Your objective — Leave out the pictures and repeat the data exactly.

#####

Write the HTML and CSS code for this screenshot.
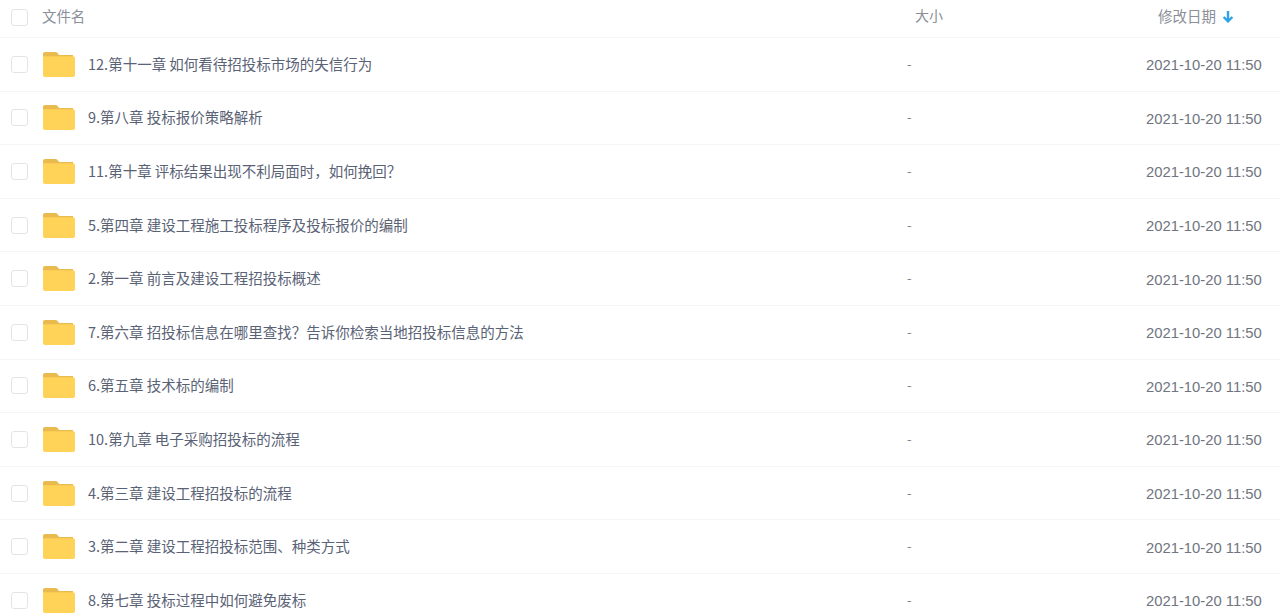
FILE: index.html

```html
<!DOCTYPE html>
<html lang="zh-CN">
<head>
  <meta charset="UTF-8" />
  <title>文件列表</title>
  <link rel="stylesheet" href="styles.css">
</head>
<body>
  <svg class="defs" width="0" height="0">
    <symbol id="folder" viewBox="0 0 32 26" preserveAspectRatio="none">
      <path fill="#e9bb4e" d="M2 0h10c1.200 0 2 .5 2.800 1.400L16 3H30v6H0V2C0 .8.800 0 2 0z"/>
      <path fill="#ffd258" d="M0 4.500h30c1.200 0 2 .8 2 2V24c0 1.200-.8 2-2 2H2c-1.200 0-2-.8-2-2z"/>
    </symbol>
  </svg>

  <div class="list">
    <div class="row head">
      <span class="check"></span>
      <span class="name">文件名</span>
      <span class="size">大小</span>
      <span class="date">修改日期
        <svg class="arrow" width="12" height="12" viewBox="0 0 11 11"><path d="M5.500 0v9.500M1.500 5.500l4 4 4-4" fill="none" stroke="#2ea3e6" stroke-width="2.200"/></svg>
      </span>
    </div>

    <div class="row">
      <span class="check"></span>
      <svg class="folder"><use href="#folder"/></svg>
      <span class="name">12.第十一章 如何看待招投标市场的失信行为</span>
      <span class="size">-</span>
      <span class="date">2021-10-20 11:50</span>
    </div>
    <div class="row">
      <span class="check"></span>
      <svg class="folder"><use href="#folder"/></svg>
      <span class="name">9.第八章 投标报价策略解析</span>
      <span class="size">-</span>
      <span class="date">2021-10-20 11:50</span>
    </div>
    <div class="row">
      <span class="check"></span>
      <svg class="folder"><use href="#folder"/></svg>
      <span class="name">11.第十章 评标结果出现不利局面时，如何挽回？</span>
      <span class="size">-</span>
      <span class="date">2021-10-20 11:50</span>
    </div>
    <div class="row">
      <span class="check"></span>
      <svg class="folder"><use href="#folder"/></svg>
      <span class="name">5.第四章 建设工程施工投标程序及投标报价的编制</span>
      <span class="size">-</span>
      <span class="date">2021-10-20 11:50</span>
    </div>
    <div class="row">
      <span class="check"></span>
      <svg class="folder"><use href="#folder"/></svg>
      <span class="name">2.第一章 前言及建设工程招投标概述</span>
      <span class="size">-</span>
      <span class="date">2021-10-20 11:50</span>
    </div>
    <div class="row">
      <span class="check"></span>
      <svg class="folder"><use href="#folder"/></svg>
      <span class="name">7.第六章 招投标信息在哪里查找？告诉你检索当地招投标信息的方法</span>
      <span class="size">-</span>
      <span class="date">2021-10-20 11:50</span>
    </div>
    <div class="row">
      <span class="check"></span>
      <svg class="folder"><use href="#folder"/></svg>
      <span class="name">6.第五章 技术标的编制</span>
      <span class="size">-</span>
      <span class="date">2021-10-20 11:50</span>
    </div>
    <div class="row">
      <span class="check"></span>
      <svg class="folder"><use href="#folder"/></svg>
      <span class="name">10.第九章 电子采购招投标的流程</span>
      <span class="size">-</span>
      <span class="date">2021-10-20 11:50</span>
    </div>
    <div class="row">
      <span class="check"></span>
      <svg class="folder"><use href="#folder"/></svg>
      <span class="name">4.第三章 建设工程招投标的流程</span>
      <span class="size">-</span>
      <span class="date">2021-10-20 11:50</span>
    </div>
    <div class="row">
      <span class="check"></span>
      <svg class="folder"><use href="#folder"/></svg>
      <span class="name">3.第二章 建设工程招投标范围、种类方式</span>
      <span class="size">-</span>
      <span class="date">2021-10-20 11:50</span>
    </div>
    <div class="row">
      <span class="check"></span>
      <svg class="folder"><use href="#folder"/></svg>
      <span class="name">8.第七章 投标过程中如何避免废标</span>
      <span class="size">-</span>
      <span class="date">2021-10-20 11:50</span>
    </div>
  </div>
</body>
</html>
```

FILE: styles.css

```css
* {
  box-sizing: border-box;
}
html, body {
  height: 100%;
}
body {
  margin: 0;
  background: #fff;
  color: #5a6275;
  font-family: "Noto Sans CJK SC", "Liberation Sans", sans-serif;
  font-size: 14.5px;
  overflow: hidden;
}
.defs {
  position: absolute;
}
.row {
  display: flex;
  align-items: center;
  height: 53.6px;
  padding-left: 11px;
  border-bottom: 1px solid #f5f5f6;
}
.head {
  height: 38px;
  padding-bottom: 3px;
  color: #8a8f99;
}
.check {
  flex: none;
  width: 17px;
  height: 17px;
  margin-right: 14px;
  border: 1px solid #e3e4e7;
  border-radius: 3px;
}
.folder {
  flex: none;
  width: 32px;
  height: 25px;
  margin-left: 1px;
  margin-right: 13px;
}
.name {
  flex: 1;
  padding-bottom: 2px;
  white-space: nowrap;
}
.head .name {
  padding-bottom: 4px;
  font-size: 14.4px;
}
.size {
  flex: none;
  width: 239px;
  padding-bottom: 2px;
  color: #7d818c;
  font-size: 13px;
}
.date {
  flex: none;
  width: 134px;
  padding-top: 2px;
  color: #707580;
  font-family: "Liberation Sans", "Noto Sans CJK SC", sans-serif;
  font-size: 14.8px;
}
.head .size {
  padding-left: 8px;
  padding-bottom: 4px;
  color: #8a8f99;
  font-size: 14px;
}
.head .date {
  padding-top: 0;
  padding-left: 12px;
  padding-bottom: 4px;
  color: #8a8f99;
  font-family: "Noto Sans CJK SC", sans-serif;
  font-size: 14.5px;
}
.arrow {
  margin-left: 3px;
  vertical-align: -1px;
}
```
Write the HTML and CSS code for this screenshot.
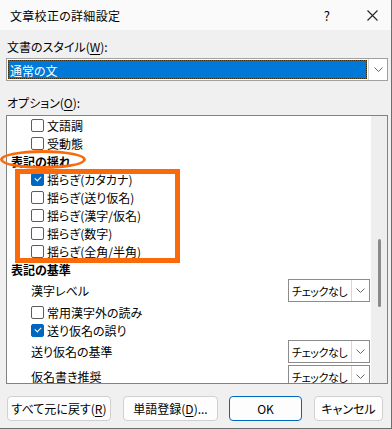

#####

Output of the task —
Write the HTML and CSS code for this screenshot.
FILE: index.html

```html
<!DOCTYPE html>
<html lang="zh-CN">
<head>
  <meta charset="UTF-8" />
  <title>文件列表</title>
  <link rel="stylesheet" href="styles.css">
</head>
<body>
  <svg class="defs" width="0" height="0">
    <symbol id="folder" viewBox="0 0 32 26" preserveAspectRatio="none">
      <path fill="#e9bb4e" d="M2 0h10c1.200 0 2 .5 2.800 1.400L16 3H30v6H0V2C0 .8.800 0 2 0z"/>
      <path fill="#ffd258" d="M0 4.500h30c1.200 0 2 .8 2 2V24c0 1.200-.8 2-2 2H2c-1.200 0-2-.8-2-2z"/>
    </symbol>
  </svg>

  <div class="list">
    <div class="row head">
      <span class="check"></span>
      <span class="name">文件名</span>
      <span class="size">大小</span>
      <span class="date">修改日期
        <svg class="arrow" width="12" height="12" viewBox="0 0 11 11"><path d="M5.500 0v9.500M1.500 5.500l4 4 4-4" fill="none" stroke="#2ea3e6" stroke-width="2.200"/></svg>
      </span>
    </div>

    <div class="row">
      <span class="check"></span>
      <svg class="folder"><use href="#folder"/></svg>
      <span class="name">12.第十一章 如何看待招投标市场的失信行为</span>
      <span class="size">-</span>
      <span class="date">2021-10-20 11:50</span>
    </div>
    <div class="row">
      <span class="check"></span>
      <svg class="folder"><use href="#folder"/></svg>
      <span class="name">9.第八章 投标报价策略解析</span>
      <span class="size">-</span>
      <span class="date">2021-10-20 11:50</span>
    </div>
    <div class="row">
      <span class="check"></span>
      <svg class="folder"><use href="#folder"/></svg>
      <span class="name">11.第十章 评标结果出现不利局面时，如何挽回？</span>
      <span class="size">-</span>
      <span class="date">2021-10-20 11:50</span>
    </div>
    <div class="row">
      <span class="check"></span>
      <svg class="folder"><use href="#folder"/></svg>
      <span class="name">5.第四章 建设工程施工投标程序及投标报价的编制</span>
      <span class="size">-</span>
      <span class="date">2021-10-20 11:50</span>
    </div>
    <div class="row">
      <span class="check"></span>
      <svg class="folder"><use href="#folder"/></svg>
      <span class="name">2.第一章 前言及建设工程招投标概述</span>
      <span class="size">-</span>
      <span class="date">2021-10-20 11:50</span>
    </div>
    <div class="row">
      <span class="check"></span>
      <svg class="folder"><use href="#folder"/></svg>
      <span class="name">7.第六章 招投标信息在哪里查找？告诉你检索当地招投标信息的方法</span>
      <span class="size">-</span>
      <span class="date">2021-10-20 11:50</span>
    </div>
    <div class="row">
      <span class="check"></span>
      <svg class="folder"><use href="#folder"/></svg>
      <span class="name">6.第五章 技术标的编制</span>
      <span class="size">-</span>
      <span class="date">2021-10-20 11:50</span>
    </div>
    <div class="row">
      <span class="check"></span>
      <svg class="folder"><use href="#folder"/></svg>
      <span class="name">10.第九章 电子采购招投标的流程</span>
      <span class="size">-</span>
      <span class="date">2021-10-20 11:50</span>
    </div>
    <div class="row">
      <span class="check"></span>
      <svg class="folder"><use href="#folder"/></svg>
      <span class="name">4.第三章 建设工程招投标的流程</span>
      <span class="size">-</span>
      <span class="date">2021-10-20 11:50</span>
    </div>
    <div class="row">
      <span class="check"></span>
      <svg class="folder"><use href="#folder"/></svg>
      <span class="name">3.第二章 建设工程招投标范围、种类方式</span>
      <span class="size">-</span>
      <span class="date">2021-10-20 11:50</span>
    </div>
    <div class="row">
      <span class="check"></span>
      <svg class="folder"><use href="#folder"/></svg>
      <span class="name">8.第七章 投标过程中如何避免废标</span>
      <span class="size">-</span>
      <span class="date">2021-10-20 11:50</span>
    </div>
  </div>
</body>
</html>
```

FILE: styles.css

```css
* {
  box-sizing: border-box;
}
html, body {
  height: 100%;
}
body {
  margin: 0;
  background: #fff;
  color: #5a6275;
  font-family: "Noto Sans CJK SC", "Liberation Sans", sans-serif;
  font-size: 14.5px;
  overflow: hidden;
}
.defs {
  position: absolute;
}
.row {
  display: flex;
  align-items: center;
  height: 53.6px;
  padding-left: 11px;
  border-bottom: 1px solid #f5f5f6;
}
.head {
  height: 38px;
  padding-bottom: 3px;
  color: #8a8f99;
}
.check {
  flex: none;
  width: 17px;
  height: 17px;
  margin-right: 14px;
  border: 1px solid #e3e4e7;
  border-radius: 3px;
}
.folder {
  flex: none;
  width: 32px;
  height: 25px;
  margin-left: 1px;
  margin-right: 13px;
}
.name {
  flex: 1;
  padding-bottom: 2px;
  white-space: nowrap;
}
.head .name {
  padding-bottom: 4px;
  font-size: 14.4px;
}
.size {
  flex: none;
  width: 239px;
  padding-bottom: 2px;
  color: #7d818c;
  font-size: 13px;
}
.date {
  flex: none;
  width: 134px;
  padding-top: 2px;
  color: #707580;
  font-family: "Liberation Sans", "Noto Sans CJK SC", sans-serif;
  font-size: 14.8px;
}
.head .size {
  padding-left: 8px;
  padding-bottom: 4px;
  color: #8a8f99;
  font-size: 14px;
}
.head .date {
  padding-top: 0;
  padding-left: 12px;
  padding-bottom: 4px;
  color: #8a8f99;
  font-family: "Noto Sans CJK SC", sans-serif;
  font-size: 14.5px;
}
.arrow {
  margin-left: 3px;
  vertical-align: -1px;
}
```
Write the HTML and CSS code for this screenshot.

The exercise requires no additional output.